Yeah, my rod im looking at is 4' 8" so.... Ill keep looking
Hey Maison, If you're goin for true monster Bull Gills and you tend to do alot of Shoreline fishin (fishin from shore)--you may want to consider a 7 foot rod as recommended by Walt and one that is medium light action!!! I recommend Medium light versus Ultra Light action as I've been burned too many times by Bull Gills which bend the Ultra light "noodle" rod and pull drag into heavy shoreline brush--if you put too heavy a drag on the ultra light action rod then they break your line almost immediately and there's no backbone in many of the ultralight rods to bring them in if you find yourself in a place with heavy shoreline brush or other underwater barriers!!! On the other hand, a good Medium Light Action rod (depending on the model of course) should have plenty of sensitivity to feel the lightest of bites and will have plenty of backbone to land that Monster Gill or occasional 20+lbs Catfish that finds its way onto your line (I've caught a 40lbs Flathead Catfish on my Medium Light Berkley Cherrywood Rod with 4 lbs test line with drag set properly--I was on a boat in the middle of a pond at the time so the Big Guy luckily had no major obstacles to hang me up or break my line!!!) Hope this info helps!!! Tight Lines!!!
Hey Maison...as you get into panfishing, you will find that there are a variety of rod and reel combos that are better suited for different needs and situations. I currently own about 15 'panfish' rigs that vary in length and lb test to accommodate a variety of situations.
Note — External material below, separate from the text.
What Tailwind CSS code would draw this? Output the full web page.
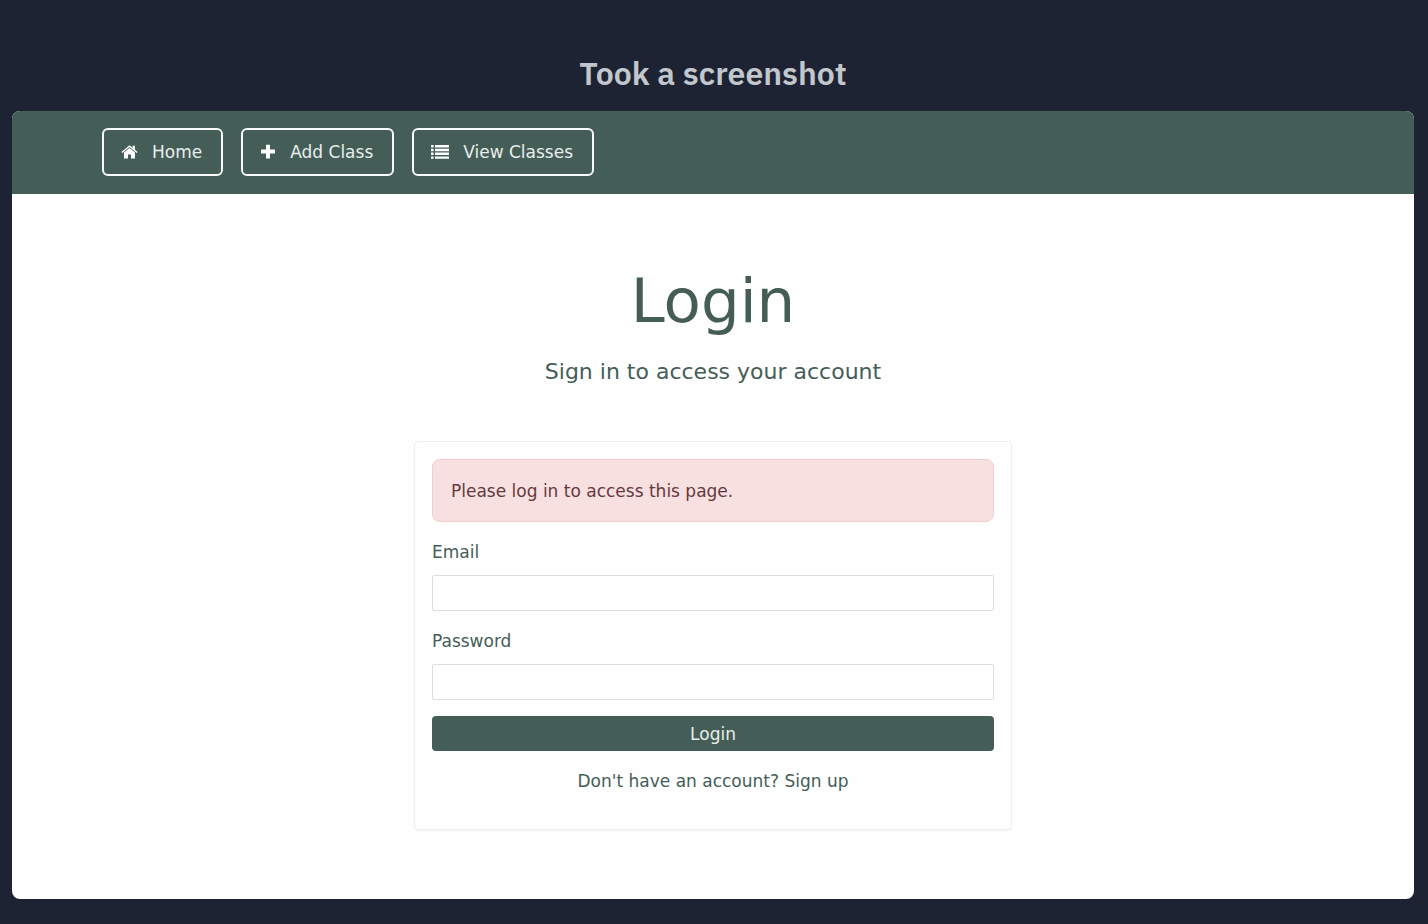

Consider...

Short ultra light out fit...4 1/2 to 5 1/2 ft graphite rod, small-spool (diameter) spinning reel with good drag , 4 lb quality mono or 6 lb Fireline Crystal with a 6 lb fluoro leader. Good out fit for close combat stuff with few or no submerged hazards to get hung up in or lose a fish...good small water/pond setup.

Medium length spinning...7 or 8 ft graphite rod, Wally Marshall Crappie Series at Bass Pro has a good selection from 30 to 50 bucks. Small spinning reel with larger diameter spool may hold 6 or even 8 lb test to hoist slabs from submerged cover. You can cast a 1/16 oz jig a long way with a good rig like this if you scale down to 4 lb test.

Longer, Euro-Style rods of 9 to 11 ft for either long pole dabbling in shallow, woody structure or serves well for long distance casting from shore. Again, a larger spinning reel with a good drag system and capable of holding alot of line is good. Longer spool designs allow for more thin mono and longer cast ...a soft action rod with Fireline Crystal or Trilene Sensithin in 4 will toss jigs and live baits a long way. Ultra thin tip on many of these rods simply 'load up' on a strike from a winter crappie or bluegill hovering over structure.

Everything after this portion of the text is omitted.